# Exercise:
Quote the listing below in full and exactly as written, but omit every picture.

# Material for this exercise:
● ● ● ●

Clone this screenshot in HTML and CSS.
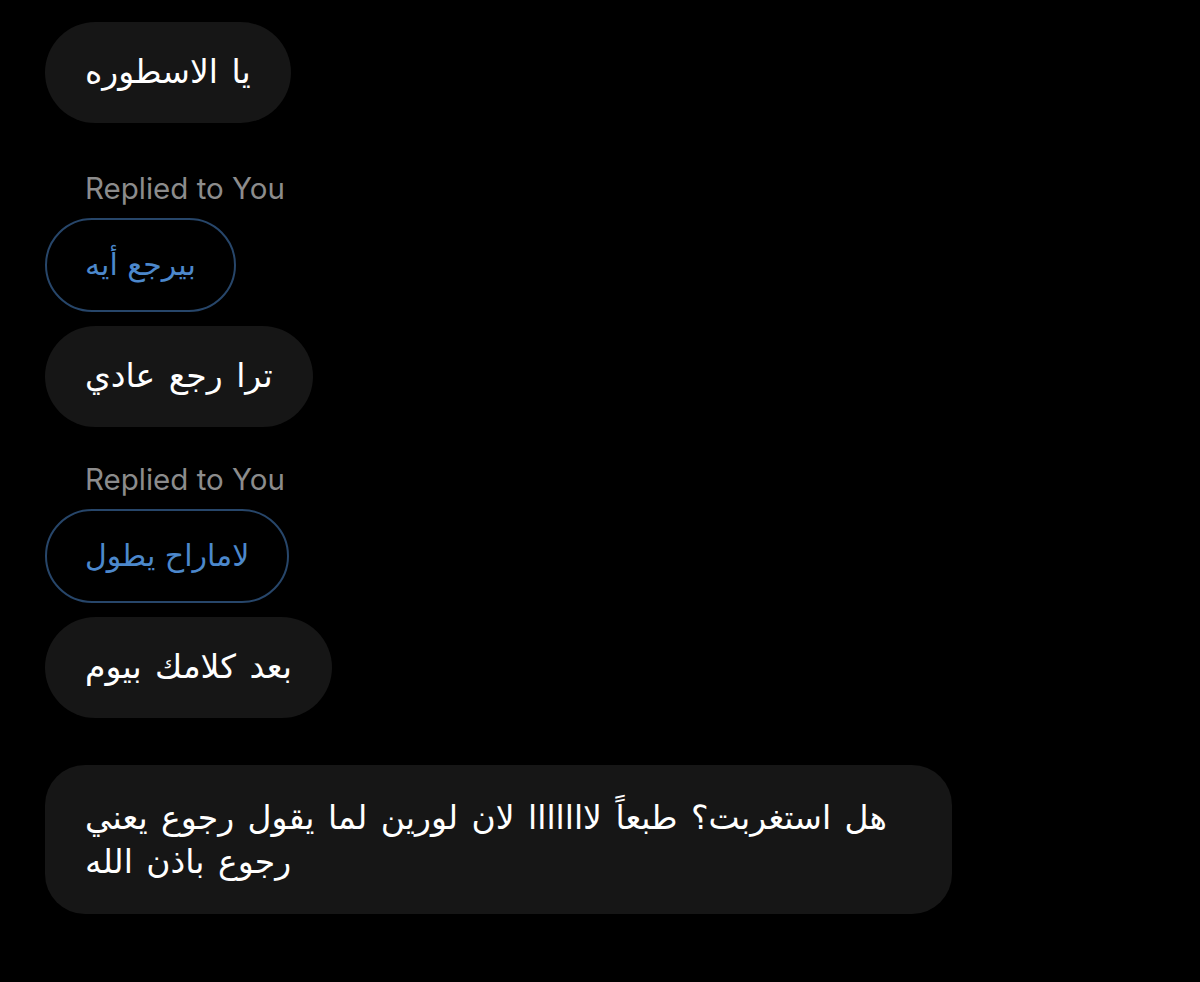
FILE: index.html
```html
<!DOCTYPE html>
<html lang="ar">
<head>
<meta charset="utf-8">
<link rel="stylesheet" href="styles.css">
</head>
<body>
<div class="chat">
  <div class="bubble b1" dir="rtl">يا الاسطوره</div>
  <div class="replied">Replied to You</div>
  <div class="reply r1" dir="rtl">بيرجع أيه</div>
  <div class="bubble b2" dir="rtl">ترا رجع عادي</div>
  <div class="replied">Replied to You</div>
  <div class="reply r2" dir="rtl">لاماراح يطول</div>
  <div class="bubble b3" dir="rtl">بعد كلامك بيوم</div>
  <div class="bubble long" dir="rtl">هل استغربت؟ طبعاً لااااااا لان لورين لما يقول رجوع يعني رجوع باذن الله</div>
</div>
</body>
</html>
```

FILE: styles.css
```css
html, body {
  margin: 0;
  padding: 0;
  background: #000;
}
body {
  width: 1200px;
  height: 982px;
  overflow: hidden;
  font-family: "DejaVu Sans", "Noto Sans", sans-serif;
}
.chat {
  display: flex;
  flex-direction: column;
  align-items: flex-start;
  padding: 22px 0 0 45px;
}
.bubble {
  background: #161616;
  color: #fff;
  font-size: 33px;
  line-height: 44px;
  word-spacing: 3px;
  padding: 28px 40px 29px;
  border-radius: 51px;
}
.b1 { margin-bottom: 47px; }
.b2 { margin-bottom: 34px; }
.b3 { margin-bottom: 47px; }
.replied {
  font-family: "Inter", "Liberation Sans", sans-serif;
  color: #8c8c8c;
  font-size: 29.5px;
  line-height: 36px;
  padding-left: 40px;
  margin-bottom: 12px;
}
.reply {
  color: #4c88cc;
  font-size: 30px;
  line-height: 44px;
  padding: 23px 38px 23px;
  border: 2px solid #27466a;
  border-radius: 48px;
  margin-bottom: 14px;
}
.long {
  width: 827px;
  text-align: left;
  border-radius: 40px;
  padding: 31px 40px 30px;
}
```
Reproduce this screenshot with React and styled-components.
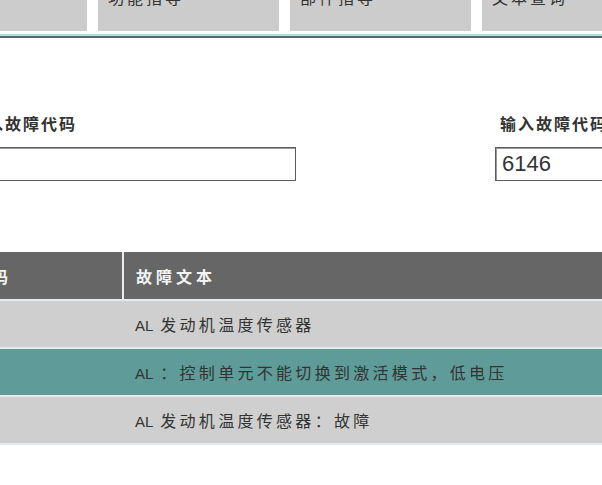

● ● ● ●

# Solution:
Clone this screenshot in HTML and CSS.
FILE: index.html
```html
<!DOCTYPE html>
<html lang="ar">
<head>
<meta charset="utf-8">
<link rel="stylesheet" href="styles.css">
</head>
<body>
<div class="chat">
  <div class="bubble b1" dir="rtl">يا الاسطوره</div>
  <div class="replied">Replied to You</div>
  <div class="reply r1" dir="rtl">بيرجع أيه</div>
  <div class="bubble b2" dir="rtl">ترا رجع عادي</div>
  <div class="replied">Replied to You</div>
  <div class="reply r2" dir="rtl">لاماراح يطول</div>
  <div class="bubble b3" dir="rtl">بعد كلامك بيوم</div>
  <div class="bubble long" dir="rtl">هل استغربت؟ طبعاً لااااااا لان لورين لما يقول رجوع يعني رجوع باذن الله</div>
</div>
</body>
</html>
```

FILE: styles.css
```css
html, body {
  margin: 0;
  padding: 0;
  background: #000;
}
body {
  width: 1200px;
  height: 982px;
  overflow: hidden;
  font-family: "DejaVu Sans", "Noto Sans", sans-serif;
}
.chat {
  display: flex;
  flex-direction: column;
  align-items: flex-start;
  padding: 22px 0 0 45px;
}
.bubble {
  background: #161616;
  color: #fff;
  font-size: 33px;
  line-height: 44px;
  word-spacing: 3px;
  padding: 28px 40px 29px;
  border-radius: 51px;
}
.b1 { margin-bottom: 47px; }
.b2 { margin-bottom: 34px; }
.b3 { margin-bottom: 47px; }
.replied {
  font-family: "Inter", "Liberation Sans", sans-serif;
  color: #8c8c8c;
  font-size: 29.5px;
  line-height: 36px;
  padding-left: 40px;
  margin-bottom: 12px;
}
.reply {
  color: #4c88cc;
  font-size: 30px;
  line-height: 44px;
  padding: 23px 38px 23px;
  border: 2px solid #27466a;
  border-radius: 48px;
  margin-bottom: 14px;
}
.long {
  width: 827px;
  text-align: left;
  border-radius: 40px;
  padding: 31px 40px 30px;
}
```
Reproduce this screenshot with React and styled-components.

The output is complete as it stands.